Aslında işlediğimiz her günahla cehennemi hak ederiz. Unutmamamız gereken şudur: Günah işlemediğimizde de cehennemi hak ederiz! Yani Tanrı bizi bir şeyler hak ettiğimiz için veya bir şeyleri hak etmek üzere kurtarmadı. Kurtuluşu asla hak etmediğimiz ve edemeyeceğimiz içindir ki, İsa kanını dökerek cezamızı bitirdi. Ama günah işlediğimizde bizi “Tanrımızın önünde gece gündüz suçlayan”İblis (Va.12:10) haklı çıkar… Yani?

Tanrı'nın seçtiklerini kim suçlayacak? Onları aklayan Tanrı'dır. Kim suçlu çıkaracak? Ölmüş, üstelik dirilmiş olan Mesih İsa, Tanrı'nın sağındadır ve bizim için aracılık etmektedir.”(Romalılar 8:33-34)

Şöyle bir sahne düşünelim: Duruşmada sanık (imanlı) %100 suçlu, savcı (şeytan) %100 haklı, hakim (Tanrı) %100 adil, avukat (İsa) cezayı %100 üstlenir… Sonuç nedir? Sanık aklanır! İlginç, değil mi? İşte Romalılar 8:31-34 ayetlerinde izah edilen buna benzer bir durumdur. Suçsuz olduğumuzu söylemez, suçlayanın haksız olduğunu da söylemez. Söylediği şudur: Mesih İsa ölümüyle cezanın bedelini ödedi ve Tanrı, ‘sanığı’ (seçtiklerini) aklar. Haleluya! Tek şart tekrar tövbeyle O’na yaklaşmaktır! (İbr.7:25).

İmana geldikten sonra şeytan “o suçludur” derken haklı olsa bile, İsa Baba’nın önünde, “doğrudur, ama ben o suçun bedelini de ödedim” der.
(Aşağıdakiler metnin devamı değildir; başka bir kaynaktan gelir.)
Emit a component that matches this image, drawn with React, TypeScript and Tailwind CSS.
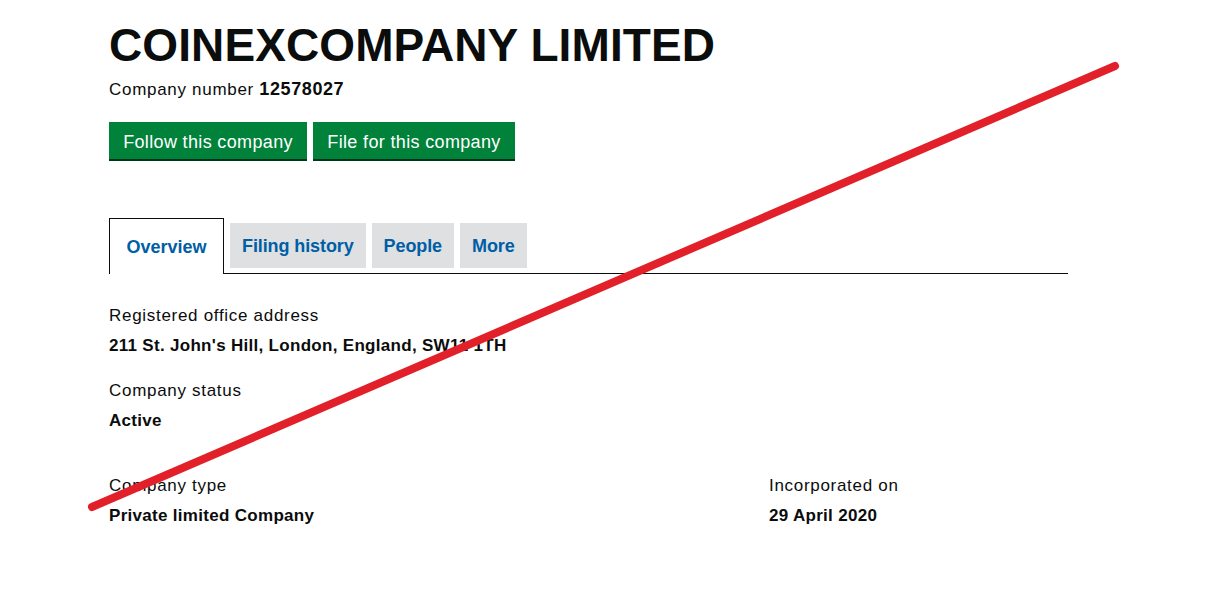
const font = "font-['Liberation_Sans',Arial,sans-serif]";

const tabs = ['Filing history', 'People', 'More'];

function Field({ label, value }: { label: string; value: string }) {
  return (
    <div>
      <p className="text-[17px] leading-[30px] tracking-[0.7px] text-[#0b0c0c]">{label}</p>
      <p className="text-[17px] leading-[30px] tracking-[0.3px] font-bold text-[#0b0c0c]">{value}</p>
    </div>
  );
}

export default function App() {
  return (
    <div className={`relative min-h-[591px] w-full bg-white ${font}`}>
      <div className="w-[959px] ml-[109px] pt-[22px]">
        <h1 className="text-[46px] leading-[46px] font-bold text-[#0b0c0c] tracking-[0.1px]">
          COINEXCOMPANY LIMITED
        </h1>
        <p className="mt-[9px] text-[17px] leading-[24px] tracking-[0.7px] text-[#0b0c0c]">
          Company number <strong className="text-[18px] tracking-[0.6px]">12578027</strong>
        </p>

        <div className="mt-[20px] flex gap-[6px]">
          <button className="h-[39px] w-[198px] pt-[3px] bg-[#00823b] text-white text-[18px] tracking-[0.35px] border-b-2 border-[#003618]">
            Follow this company
          </button>
          <button className="h-[39px] w-[202px] pt-[3px] bg-[#00823b] text-white text-[18px] tracking-[0.35px] border-b-2 border-[#003618]">
            File for this company
          </button>
        </div>

        <div className="mt-[57px] flex items-start gap-[6px] h-[56px] border-b border-[#0b0c0c]">
          <div className="-mb-px h-[56px] w-[115px] pt-[2px] flex items-center justify-center bg-white border-x border-t border-[#0b0c0c] text-[18px] font-bold text-[#005ea5]">
            Overview
          </div>
          {tabs.map((t) => (
            <div
              key={t}
              className="mt-[5px] h-[45px] px-[12px] pt-[2px] flex items-center bg-[#dee0e2] text-[18px] tracking-[-0.1px] font-bold text-[#005ea5]"
            >
              {t}
            </div>
          ))}
        </div>

        <div className="mt-[27px] flex flex-col gap-[15px]">
          <Field label="Registered office address" value="211 St. John's Hill, London, England, SW11 1TH" />
          <Field label="Company status" value="Active" />
        </div>

        <div className="mt-[35px] grid grid-cols-[660px_1fr]">
          <Field label="Company type" value="Private limited Company" />
          <Field label="Incorporated on" value="29 April 2020" />
        </div>
      </div>

      <svg className="absolute inset-0 pointer-events-none" width="1211" height="591">
        <line x1="92" y1="507" x2="1115" y2="66" stroke="#e2202a" strokeWidth="8" strokeLinecap="round" />
      </svg>
    </div>
  );
}
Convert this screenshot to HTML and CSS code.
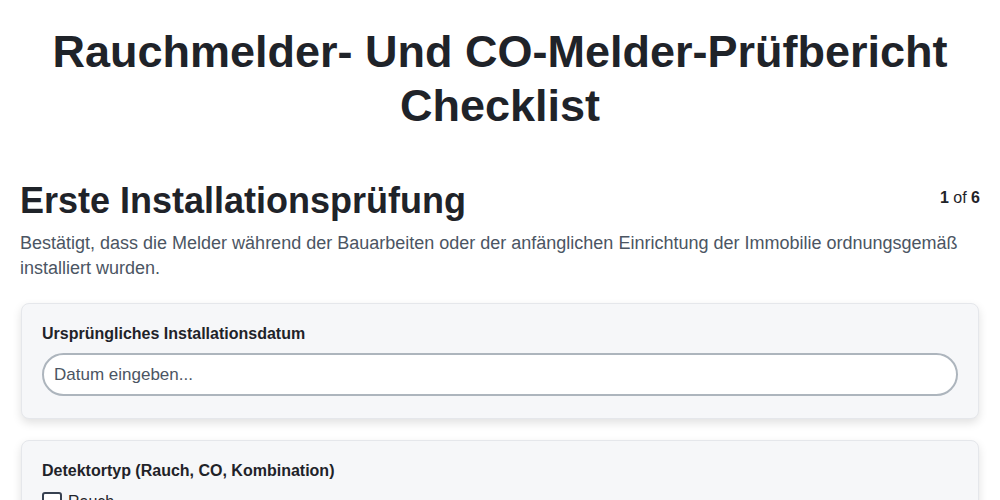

Unutmayalım Tanrı merhametiyle olduğu kadar adaletiyle bizleri bağışladı ve bağışlamaya devam eder: Romalılar 3:25, 26; 1. Yuhanna 1:9; 2:1.

* * *

Kurtuluş yalnız bir başlangıçtır. İman yolunda ilerlemek gerek. ‘Lütuf merdiveni’ üstünde durabilmek için neler gerek?

  1. Önce kurtuluş kapısından geçmek;

  2. Ruhsal besinleri (ibadet, Kutsal Kitap okuma, dua ve itaat) ihmal etmemek;

  3. Her günahtan tövbe edip Rab’be dönmek; ve

  4. Mesih örneğindeki bir kutsallık ve hizmet yaşamını amaç edinmek.